Paper and cardboard is recycled into 3 bins as well- newspaper, paper, and corrugated cardboard. The three piles are compacted and bailed separately and placed into a very hot water bath. The paper turns into a mucky substance in this water bath that is called “pulp”. This pulp is then put through screens and de-inkers to turn the paper into its original state. The leftover pulp is then dried in an extreme drier and turned into paper. This process requires an incredible amount of water and energy to complete.  



Lastly, the real kicker, plastic. Plastic is separated into 7 categories depending upon the combination of oil and gas that make up the plastic. These plastics are then assigned a Recycling Number  from 1-7. The 7 types of plastic are hand separated into bins and recycled accordingly.


Now, although you may throw plastic into the recycling bin, this does not mean it will be recycled. Each plant sorts through the plastic and decides what they will recycle. For example, Recycling Number 5 is Polystyrene, better known as styrofoam. Styrofoam could be recycled but rarely is because of the small amount of yield the plant receives from truck loads of airy styrofoam. Heavy duty plastic items such as plumbing pipes are labeling with a Recycling Number 3. Although these are safe, they take a long process to recycle because of their durable nature. They have to be grinded into sand-sized particles and then melted accordingly. This takes a lot of energy to complete, so they are often not recycled.

As a rule of thumb, avoiding all plastic is best, but it is inevitable. If you have a choice, Recycling Numbers 2,4, and 5 are the safest and best to use. Recycling Number 1 is easily recyclable but may contain toxins. These are common items such as soda bottles and food containers.

Once the plastic is separated, it is shredded and melted down into other sheets of plastic.


My sticker-coated water bottle is my baby. It has been with me everywhere and I would most definitely cry if I ever lost it.
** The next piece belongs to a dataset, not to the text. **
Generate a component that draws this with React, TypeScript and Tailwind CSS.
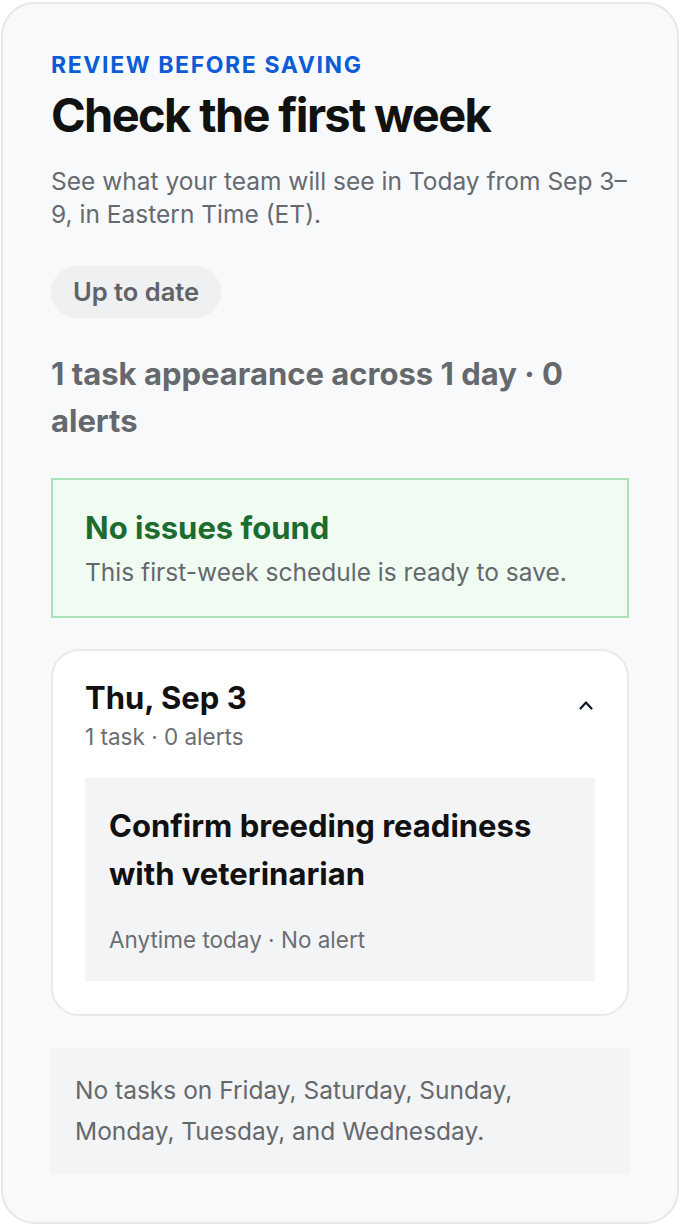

Carrying a reusable water bottle allows you to never have to buy a single use plastic bottle while out and about. Plus, you always have water when you are feeling just a little parched!
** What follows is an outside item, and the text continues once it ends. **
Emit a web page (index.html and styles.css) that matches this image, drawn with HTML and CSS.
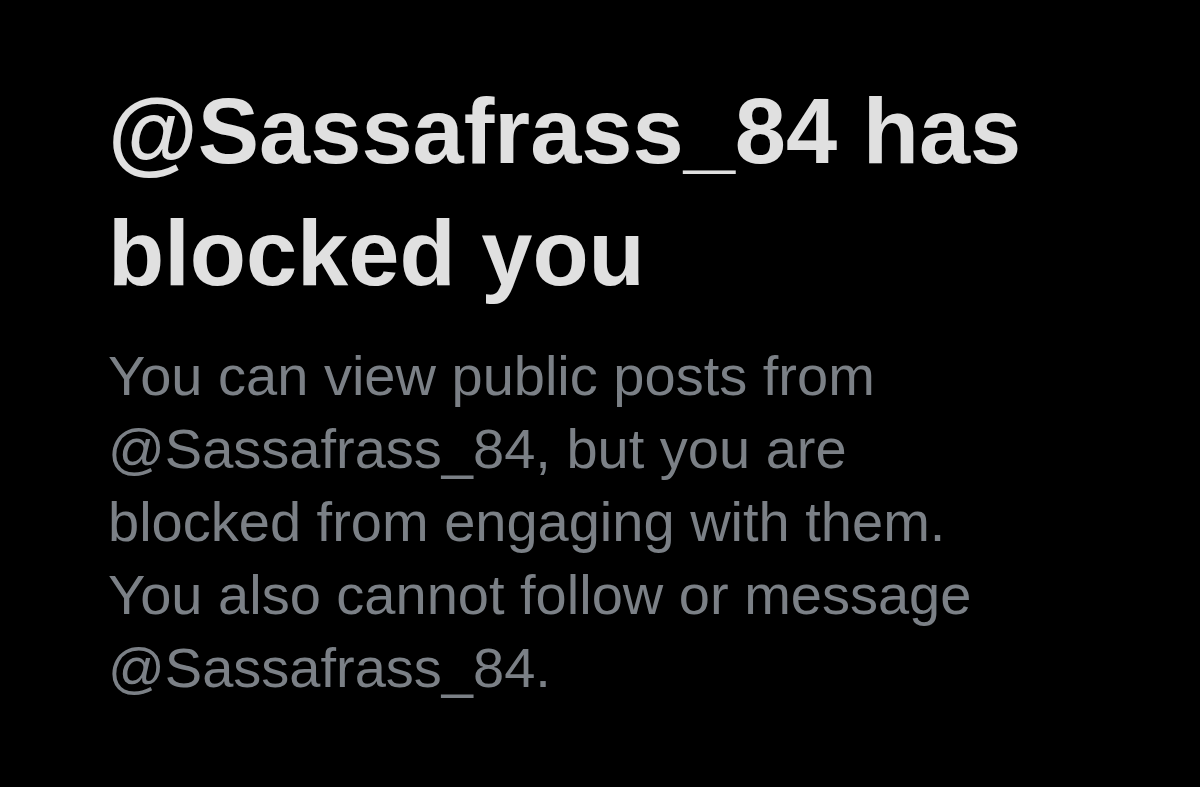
FILE: index.html
```html
<!DOCTYPE html>
<html lang="en">
<head>
    <meta charset="UTF-8">
    <meta name="viewport" content="width=device-width, initial-scale=1.0">
    <title>Blocked</title>
    <link rel="stylesheet" href="styles.css">
</head>
<body>
    <div class="blocked">
        <h1 class="blocked-title">@Sassafrass_84 has blocked you</h1>
        <p class="blocked-text">You can view public posts from @Sassafrass_84, but you are blocked from engaging with them. You also cannot follow or message @Sassafrass_84.</p>
    </div>
</body>
</html>
```

FILE: styles.css
```css
html,
body {
    margin: 0;
    padding: 0;
    background-color: #000;
    height: 100%;
}

.blocked {
    padding: 70px 0 0 108px;
    font-family: "Liberation Sans", Arial, sans-serif;
}

.blocked-title {
    margin: 0;
    font-size: 92px;
    line-height: 122px;
    font-weight: bold;
    color: #e0e0e0;
    max-width: 960px;
}

.blocked-text {
    margin: 25px 0 0;
    font-size: 56px;
    line-height: 73px;
    color: #7b8086;
    max-width: 890px;
}
```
Recycling requires a lot of water, energy, labor, and money in order to complete the entire process. Not to mention, how incredible the pollution is from operating the recycling plants. In some states, recycling plants create more air pollution than any other industrial plant in their state. This is a major downfall in the recycling process.
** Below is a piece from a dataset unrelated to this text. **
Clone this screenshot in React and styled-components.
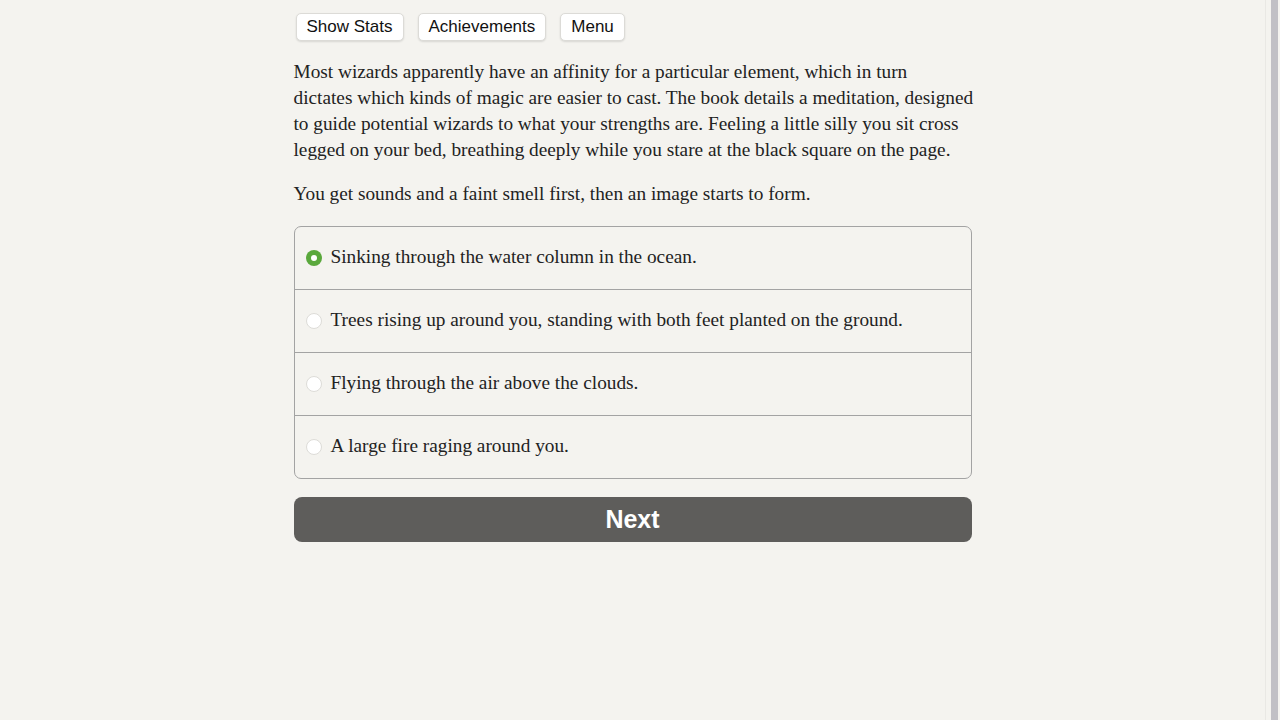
import styled, { createGlobalStyle } from 'styled-components';

const GlobalStyle = createGlobalStyle`
  html, body {
    margin: 0;
    padding: 0;
    background: #f4f3ef;
  }
  body {
    font-family: "Liberation Serif", "DejaVu Serif", serif;
    color: #222;
  }
`;

const Page = styled.div`
  display: flex;
  height: 720px;
  overflow: hidden;
`;

const Main = styled.main`
  flex: 1;
  display: flex;
  justify-content: center;
`;

/* fake scrollbar gutter like the browser shows */
const Gutter = styled.div`
  width: 14px;
  display: flex;
  justify-content: center;
  border-left: 1px solid #e9e8e4;
  background: #f4f3ef;
`;

const Thumb = styled.div`
  width: 7px;
  margin-left: 2px;
  background: #c1c0c5;
`;

const Container = styled.div`
  width: 678px;
  padding-top: 13px;
`;

const Toolbar = styled.div`
  display: flex;
  gap: 14px;
  padding-left: 2px;
  margin-bottom: 18px;
`;

const TopButton = styled.button`
  font-family: "Liberation Sans", Arial, sans-serif;
  font-size: 17px;
  color: #111;
  background: #fff;
  border: 1px solid #dcdbd7;
  border-radius: 5px;
  box-shadow: 0 1px 2px rgba(0, 0, 0, 0.12);
  height: 28px;
  padding: 0 10px;
  cursor: pointer;
`;

const Para = styled.p`
  margin: 0 0 18px;
  font-size: 19.3px;
  line-height: 26px;
  white-space: nowrap;
`;

const ChoiceBox = styled.div`
  margin-top: 19px;
  border: 1px solid #a3a3a3;
  border-radius: 7px;
  overflow: hidden;
`;

const Choice = styled.label`
  display: flex;
  align-items: center;
  gap: 9px;
  height: 62px;
  box-sizing: border-box;
  padding: 0 0 3px 11px;
  font-size: 19.3px;
  cursor: pointer;
  & + & {
    height: 63px;
    border-top: 1px solid #a3a3a3;
  }
`;

const Radio = styled.span`
  width: 16px;
  height: 16px;
  border-radius: 50%;
  box-sizing: border-box;
  flex-shrink: 0;
  background: ${(p) => (p.checked ? '#5aa83c' : '#fff')};
  border: ${(p) => (p.checked ? 'none' : '1px solid #dddcd8')};
  display: flex;
  align-items: center;
  justify-content: center;
  margin-top: 3px;

  &::after {
    content: '';
    width: 6px;
    height: 6px;
    border-radius: 50%;
    background: #fff;
    display: ${(p) => (p.checked ? 'block' : 'none')};
  }
`;

const NextButton = styled.button`
  display: block;
  width: 100%;
  height: 45px;
  margin-top: 18px;
  background: #5e5d5b;
  color: #fff;
  border: none;
  border-radius: 8px;
  font-family: "Liberation Sans", Arial, sans-serif;
  font-weight: bold;
  font-size: 25px;
  cursor: pointer;
`;

const choices = [
  'Sinking through the water column in the ocean.',
  'Trees rising up around you, standing with both feet planted on the ground.',
  'Flying through the air above the clouds.',
  'A large fire raging around you.',
];

export default function App() {
  return (
    <Page>
      <GlobalStyle />
      <Main>
        <Container>
          <Toolbar>
            <TopButton>Show Stats</TopButton>
            <TopButton>Achievements</TopButton>
            <TopButton>Menu</TopButton>
          </Toolbar>
          <Para>
            Most wizards apparently have an affinity for a particular element, which in turn
            <br />
            dictates which kinds of magic are easier to cast. The book details a meditation, designed
            <br />
            to guide potential wizards to what your strengths are. Feeling a little silly you sit cross
            <br />
            legged on your bed, breathing deeply while you stare at the black square on the page.
          </Para>
          <Para>You get sounds and a faint smell first, then an image starts to form.</Para>
          <ChoiceBox>
            {choices.map((c, i) => (
              <Choice key={i}>
                <Radio checked={i === 0} />
                {c}
              </Choice>
            ))}
          </ChoiceBox>
          <NextButton>Next</NextButton>
        </Container>
      </Main>
      <Gutter>
        <Thumb />
      </Gutter>
    </Page>
  );
}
Another downfall being the expense of recycling. From labor to resources to energy, the operation costs add up. For example, plastic shopping bags are recyclable. However, it is so expensive to recycle them that it is rarely done. To recycle 2,000 plastic bags costs $4,000 USD (3,263 Euros). The plant can only sell that amount of yielded plastic back for $32USD (26 Euros). This margin of loss is too large for many plants to consider recycling them. Try putting them in drop boxes at local stores for the best means of recycling.


The recycling process may be grueling, expensive, and resource dependent but if you buy plastic it is still better to recycle it than to throw it away. When plastic gets wet with rain water in a landfill, they leach extremely toxic chemicals into the soil and groundwater. It is still better to recycle than to throw items that could be recycled into a landfill. Do not take this as an excuse to avoid recycling. But, take it as an excuse to start buying less packaged items! Take this knowledge and motivate ourselves and others to change our actions.

Try to carry a refillable water bottle or coffee mug. Bring your own cutlery. Buy food in bulk bags. There are many options to minimize the packaging you use. Take this information and use what you wish, but take it as motivation to start a more package-free lifestyle. Take it as motivation to want to make a change. Recycling - a concept thought to be simple and eco-friendly - still has implications on the environment. But, you can still make a huge difference it. Small acts when added together will make a larger difference!